For my thesis project I have a director and a 2nd reader that are required and I already have them in place. My second reader is a nutrition professor and she suggested to me that I get my Master's since I am taking a year "off" between getting my undergraduate degree and starting osteopathic school (hopefully) and use my honors thesis as a basis for my Master's thesis. She said I could test the efficacy of the curriculum I develop to see if it truly teaches children about what is nutritious for their bodies. I am considering it but there are 2 things that really make me hesitant to embark on this. The first thing is the cost. I already owe a fairly large amount of money for my student loans and that amount is only going to increase exponentially once I get to osteopathic school. Adding loans for a Master's degree only make that load heavier. It is possible to get the program paid for but I would have to be get a teaching assistantship (YES!) or a research assistantship (YUK!) at ASU and everything would be paid for plus I would make money. The second thing is time. I wanted to take this next year off to spend more time with the boys because I know that osteopathic school will monopolize my time and I wanted to really spend some quality time with them before I embarked on that 4 year journey.

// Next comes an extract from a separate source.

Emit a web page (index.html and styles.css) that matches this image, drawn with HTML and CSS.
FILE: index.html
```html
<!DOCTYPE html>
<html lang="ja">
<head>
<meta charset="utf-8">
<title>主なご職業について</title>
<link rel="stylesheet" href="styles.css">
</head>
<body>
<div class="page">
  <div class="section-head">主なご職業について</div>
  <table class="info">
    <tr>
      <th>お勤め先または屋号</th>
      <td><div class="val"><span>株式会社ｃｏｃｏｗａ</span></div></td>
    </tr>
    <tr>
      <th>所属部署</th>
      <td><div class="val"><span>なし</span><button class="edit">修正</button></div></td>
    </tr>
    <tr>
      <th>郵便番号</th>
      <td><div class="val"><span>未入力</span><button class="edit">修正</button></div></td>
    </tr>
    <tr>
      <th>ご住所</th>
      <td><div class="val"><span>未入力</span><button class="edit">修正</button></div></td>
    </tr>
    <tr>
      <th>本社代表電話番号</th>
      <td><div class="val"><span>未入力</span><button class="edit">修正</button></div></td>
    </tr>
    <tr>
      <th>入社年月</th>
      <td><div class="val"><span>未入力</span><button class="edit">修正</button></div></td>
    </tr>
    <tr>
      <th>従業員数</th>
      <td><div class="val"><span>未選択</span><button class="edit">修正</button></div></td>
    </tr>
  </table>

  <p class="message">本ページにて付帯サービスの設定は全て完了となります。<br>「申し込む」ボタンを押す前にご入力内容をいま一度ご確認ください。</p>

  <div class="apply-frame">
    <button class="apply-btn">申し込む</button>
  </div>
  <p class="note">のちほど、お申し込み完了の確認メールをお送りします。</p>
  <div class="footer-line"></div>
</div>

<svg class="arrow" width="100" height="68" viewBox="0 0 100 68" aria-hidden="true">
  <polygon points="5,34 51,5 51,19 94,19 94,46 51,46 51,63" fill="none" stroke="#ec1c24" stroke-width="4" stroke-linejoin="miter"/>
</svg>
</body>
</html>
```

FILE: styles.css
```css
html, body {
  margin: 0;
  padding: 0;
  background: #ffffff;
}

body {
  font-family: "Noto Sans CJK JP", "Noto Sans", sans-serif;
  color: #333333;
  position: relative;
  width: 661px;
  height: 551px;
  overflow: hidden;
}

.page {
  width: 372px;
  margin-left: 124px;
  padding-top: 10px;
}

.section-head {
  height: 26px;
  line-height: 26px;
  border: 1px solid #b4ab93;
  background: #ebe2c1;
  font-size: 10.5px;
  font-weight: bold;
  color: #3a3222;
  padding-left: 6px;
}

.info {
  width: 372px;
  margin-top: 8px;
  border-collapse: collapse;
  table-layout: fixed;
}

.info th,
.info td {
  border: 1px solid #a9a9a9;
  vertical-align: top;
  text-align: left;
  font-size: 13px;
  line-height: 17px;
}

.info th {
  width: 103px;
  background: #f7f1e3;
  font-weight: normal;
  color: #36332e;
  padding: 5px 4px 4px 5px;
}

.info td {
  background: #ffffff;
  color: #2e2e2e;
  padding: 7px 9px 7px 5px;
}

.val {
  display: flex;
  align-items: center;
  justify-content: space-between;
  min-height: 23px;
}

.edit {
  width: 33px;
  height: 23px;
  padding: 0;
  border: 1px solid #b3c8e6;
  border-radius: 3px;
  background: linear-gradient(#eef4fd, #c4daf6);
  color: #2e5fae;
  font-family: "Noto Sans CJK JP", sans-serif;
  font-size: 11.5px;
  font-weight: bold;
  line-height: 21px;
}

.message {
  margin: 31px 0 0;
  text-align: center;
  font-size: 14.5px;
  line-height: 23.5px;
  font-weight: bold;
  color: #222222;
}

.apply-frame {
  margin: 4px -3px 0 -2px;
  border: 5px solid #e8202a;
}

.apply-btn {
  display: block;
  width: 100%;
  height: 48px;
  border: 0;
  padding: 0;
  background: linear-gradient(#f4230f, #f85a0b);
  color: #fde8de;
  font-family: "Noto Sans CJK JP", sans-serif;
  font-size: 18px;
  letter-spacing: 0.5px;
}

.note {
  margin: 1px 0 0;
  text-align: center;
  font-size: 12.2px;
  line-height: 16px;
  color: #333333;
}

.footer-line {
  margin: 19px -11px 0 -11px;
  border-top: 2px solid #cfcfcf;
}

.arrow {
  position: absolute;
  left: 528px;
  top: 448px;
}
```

In getting my Master's in 1 year, I would have to take 15 hours each semester, I would have to teach along with everything that comes with that (grading, dealing with student issues, planning lessons, etc.), and conduct my research. On top of that, some of the classes I would have to take are sections that are only taught at night. Decisions, decisions. It would be beneficial because I plan on integrating nutrition into my practice as a physician and this would give me credibility. I suppose I will continue to pray about it and see what and who God places in front of me. I am going to prepare for and apply to graduate school to keep my options open. One more thing to do.

So along with all of this, I am definitely taking the MCAT next year and applying to schools. I put it off for a year because my brain could not deal with it but now I HAVE TO! This is another thing that I am excited about and scared of at the same time. I feel like my life is full of these conundrums.